She grew up in the town of Pulaski, Virginia and never lost the country twang in her speech ih her 85 years of life.

A member of Tom Brokow's The Greatest Generation, she often joked that she didn't know she was poor growing up because no one had any money. During the war she worked for American Viscose Corp., a plant in Front Royal, VA producing rayon.

At war's end she married my father, Mack A. Lundy, Jr., just back from Europe and 10 months as a German prisoner of war after the bomber on which he was radio operator and waist gunner was shot down. She traveled the country making a home for us while my father continued his aviation career as an enlisted man in the Air Force.

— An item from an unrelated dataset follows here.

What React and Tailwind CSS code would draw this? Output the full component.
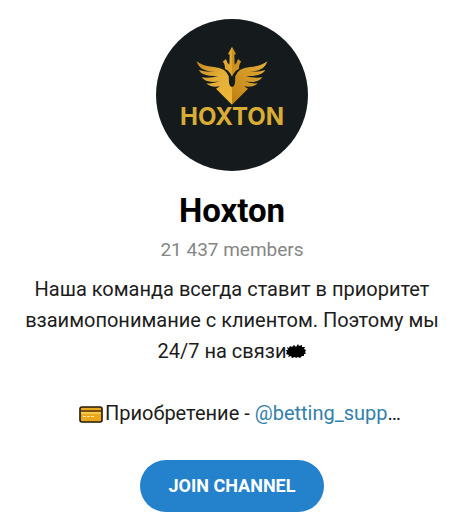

In 1952 our family began one of our greatest adventures when my father was accepted for a posting to the Air Attaché in Pretoria, South Africa. He was a member of the crew of the aircraft assigned to the American Embassy. I can look back now at the horror that was apartheid during the time we were there but for a young couple not far removed from southwest Virginia it was a remarkable time. The community was small enough that not much distinction was made between officers, enlisted men, and members of the diplomatic corps. The photograph above was taken in front of our house on Mackie Street as my parents left for some formal event. I think my brother and I are there because it was an opportunity for a family photo.

Returning from South Africa in 1956, my father remained in the Air Force, retiring in 1964. My brother and I went off to college and away from home and 39 years ago Mom and Dad settled in the town of Arcadia, Florida where my father worked for a company that managed orange groves.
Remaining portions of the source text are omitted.